Speaking with Rolling Stone, LaCivita confirmed the “flawless” lines were specifically referencing comments made by the Harris campaign’s chief of staff, Sheila Nix, who said Thursday that Harris ran a “pretty flawless campaign” that “hit all our marks.” Nix made the comments to a gathering of students, political operatives, and reporters at a Thursday dinner hosted by Harvard’s Institute of Politics. The moment she made that remark at the dinner, numerous faces in the room — both Democratic and Republican — perked up in disbelief. Several were clearly suppressing uncomfortable laughter. 

“I thought it was humorous, so I’m not gonna let that go,” LaCivita told Rolling Stone on Friday afternoon, suggesting that Team Harris is “creating this perception that they couldn’t do anything to change the trajectory.”

“I’m not here to rub anybody’s face in it,” he said, adding: “They raised $1.5 billion in 107 days, and they never had a message. They were running triple [or] quadruple the amount of creatives every week that we were.”

And yet, it was indeed being rubbed in their faces. For much of Friday afternoon, five senior staffers of Trump 2024 were seated at tables, positioned just several yards away from a row of crimson-draped tables occupied by a similar number of Team Harris advisers. As an audience of journalists and political consultants looked on, the representatives of Team Trump and the Biden-then-Harris campaign stared directly at one another, as each side discussed the biggest chapters of the 2024 race: the debates, Biden’s exit, the assassination attempts on Trump’s life, and so much else.

Eight years ago, when Harvard held this same event with veterans of the 2016 Hillary Clinton and Trump campaigns, the conference room quickly degenerated into a shouting match and “goddamn food fight” dominated by hurt feelings and accusations of white supremacy. This week, ahead of Friday’s panels, veterans of both presidential campaigns privately indicated that they were aware of the nasty anecdotes that emerged from the 2016 conference, and neither side wanted to give the press another “food fight” to cover.

On the whole, 2024’s version was an exhibition of restraint and respectability compared to the melee of December 2016. Still, the Trump side of the room couldn’t help themselves from sporadically trolling, widely grinning, and laughing at their liberal counterparts — as well as the news media. To be fair, multiple Team Trump alums also spent time on Friday mocking former Trump opponent Florida Gov. Ron DeSantis before a room full of reporters, just as President-elect Trump has actively considered making DeSantis his new pick for defense secretary. (One panel featured representatives from several GOP primary campaigns, but none from Team DeSantis.)

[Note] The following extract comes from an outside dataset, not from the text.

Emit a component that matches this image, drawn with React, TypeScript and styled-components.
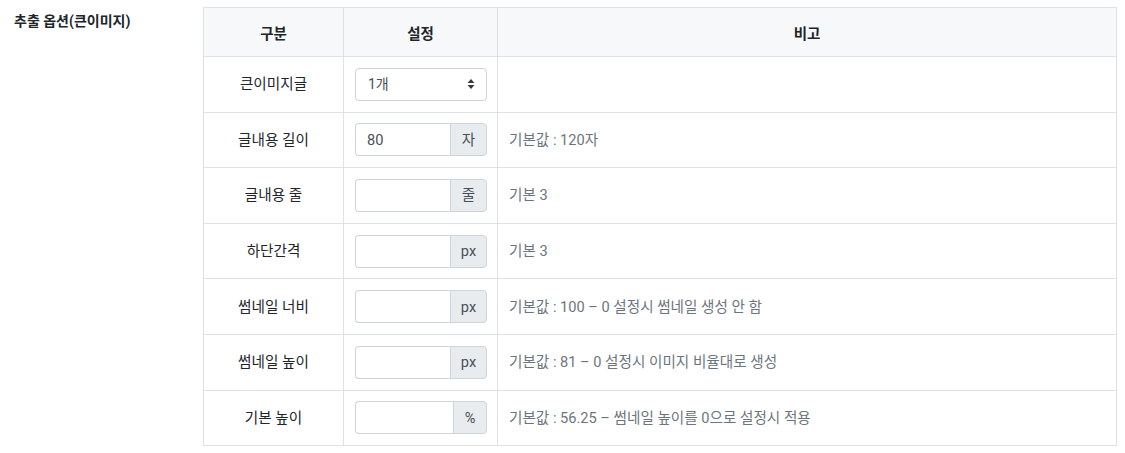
import styled, { createGlobalStyle } from "styled-components";

const GlobalStyle = createGlobalStyle`
  body {
    margin: 0;
    background: #fff;
    font-family: Roboto, "Noto Sans CJK KR", sans-serif;
    font-size: 14px;
    color: #212529;
  }
`;

const Page = styled.div`
  display: flex;
  align-items: flex-start;
  padding-top: 7px;
`;

const Label = styled.div`
  width: 189px;
  padding: 4px 0 0 14px;
  font-size: 14px;
  font-weight: 700;
  line-height: 20px;
  color: #212529;
`;

const Table = styled.table`
  width: 914px;
  border-collapse: collapse;
  table-layout: fixed;
`;

const Th = styled.th<{ w?: number }>`
  width: ${(p) => (p.w ? `${p.w}px` : "auto")};
  box-sizing: border-box;
  height: 49px;
  padding: 0 12px;
  background: #f7f8fa;
  border: 1px solid #dee2e6;
  font-weight: 700;
  font-size: 14.5px;
  text-align: center;
  vertical-align: middle;
`;

const Td = styled.td<{ align?: string }>`
  height: 55.6px;
  box-sizing: border-box;
  padding: 0 11px;
  border: 1px solid #dee2e6;
  text-align: ${(p) => p.align ?? "left"};
  vertical-align: middle;
  font-size: 14.6px;
  line-height: 20px;
`;

const Note = styled.span`
  color: #6c757d;
`;

const Select = styled.div`
  display: flex;
  align-items: center;
  justify-content: space-between;
  width: 132px;
  height: 33px;
  box-sizing: border-box;
  padding: 0 11px 0 12px;
  border: 1px solid #ced4da;
  border-radius: 4px;
  color: #495057;
  background: #fff;
  font-size: 14px;
`;

const Group = styled.div`
  display: flex;
  width: 132px;
  height: 33px;
`;

const Input = styled.input`
  flex: 1;
  min-width: 0;
  box-sizing: border-box;
  height: 100%;
  padding: 0 11px;
  border: 1px solid #ced4da;
  border-right: none;
  border-radius: 4px 0 0 4px;
  font-family: inherit;
  font-size: 14.6px;
  color: #495057;
  outline: none;
`;

const Addon = styled.span<{ w: number }>`
  display: flex;
  align-items: center;
  justify-content: center;
  width: ${(p) => p.w}px;
  box-sizing: border-box;
  border: 1px solid #ced4da;
  border-radius: 0 4px 4px 0;
  background: #e9ecef;
  color: #495057;
  font-size: 14.6px;
`;

const Arrows = () => (
  <svg width="8" height="12" viewBox="0 0 8 12">
    <path d="M4 1 L7.5 5 L0.5 5 Z M4 11 L7.5 7 L0.5 7 Z" fill="#343a40" />
  </svg>
);

const rows = [
  { name: "글내용 길이", value: "80", unit: "자", note: "기본값 : 120자" },
  { name: "글내용 줄", value: "", unit: "줄", note: "기본 3" },
  { name: "하단간격", value: "", unit: "px", note: "기본 3" },
  { name: "썸네일 너비", value: "", unit: "px", note: "기본값 : 100 – 0 설정시 썸네일 생성 안 함" },
  { name: "썸네일 높이", value: "", unit: "px", note: "기본값 : 81 – 0 설정시 이미지 비율대로 생성" },
  { name: "기본 높이", value: "", unit: "%", note: "기본값 : 56.25 – 썸네일 높이를 0으로 설정시 적용" },
];

export default function App() {
  return (
    <>
      <GlobalStyle />
      <Page>
        <Label>추출 옵션(큰이미지)</Label>
        <Table>
          <thead>
            <tr>
              <Th w={140}>구분</Th>
              <Th w={154}>설정</Th>
              <Th>비고</Th>
            </tr>
          </thead>
          <tbody>
            <tr>
              <Td align="center">큰이미지글</Td>
              <Td>
                <Select>
                  <span>1개</span>
                  <Arrows />
                </Select>
              </Td>
              <Td />
            </tr>
            {rows.map((r) => (
              <tr key={r.name}>
                <Td align="center">{r.name}</Td>
                <Td>
                  <Group>
                    <Input defaultValue={r.value} />
                    <Addon w={r.unit === "%" ? 34 : 37}>{r.unit}</Addon>
                  </Group>
                </Td>
                <Td>
                  <Note>{r.note}</Note>
                </Td>
              </tr>
            ))}
          </tbody>
        </Table>
      </Page>
    </>
  );
}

“We all pay too much attention to national publications,” Trump pollster Tony Fabrizio said. “First of all, what percent of Americans get their news from newspapers these days?”

Rolling Stone did not take it personally; we are a magazine.

Meanwhile, the senior Harris and Biden officials had no choice but to sit there and take it, mostly alternating between stone-faced expressions, morose looks, and irritated demeanor.

Throughout the event, the Trump campaign aides generally offered a more candid, comprehensive explanation of how their candidate targeted and assembled a winning coalition than Team Harris gave for why theirs lost. “We lost,” O’Malley Dillon punctuated, matter of factly, repeatedly over the course of the day’s events. She did not seem keen to relitigate some of Harris’ decisions — particularly the candidate’s disinterest in making a sharper break from Biden.

Every once in a while, the opponents shared a lighthearted moment or friendly chuckle, such as when both camps laughed at the idea that Harris might win deep-red Iowa.

At one moment during the panel, LaCivita joked that the Harris campaign aides were suggesting they personally believed that Biden could win the race — before he imploded and dropped out — while simultaneously arguing that Harris “never had a chance,” as he put it.

“We are here because we think it’s important to, of course, be respectful, and we have a story to tell that is about what we saw, and we believe in who we work for,” O’Malley Dillon responded, adding that she wanted to send a message to “young people that work on all these campaigns” that it’s “good and honorable, and that you can lose and still believe in what you do.”

It wasn’t quite as sad as when Jennifer Palmieri, the Clinton 2016 communications director, exclaimed to Team Trump: “I would rather lose than win the way you guys did!” 

Is there an honorable way to lose to Donald Trump?

As the final panel neared its conclusion in the late afternoon, Team Trump infuriated Team Harris by pointing out that Trump and Vice President-elect J.D. Vance did many more interviews than Harris — with Trump campaign aide and incoming White House deputy chief of staff Taylor Budowich putting an extremely fine point on it.

“Donald Trump outworked her,” Budowich said. “The Trump campaign outworked the Harris campaign in every single way.” 

He added, “Why didn’t you put her out more? You said earlier that you couldn’t ever compete with the amount of attention Donald Trump got. You never gave her a shot.”

Quentin Fulks, the principal deputy campaign manager for Harris, said the Trump campaign “had a better strategy” and “won,” but that “our candidate also worked hard.” He noted that anything they said, after losing this race, might sound like a defense: “We lost the race.”

“I honestly respect that,” said Budowich, before adding: “Ron DeSantis’ team didn’t show up.”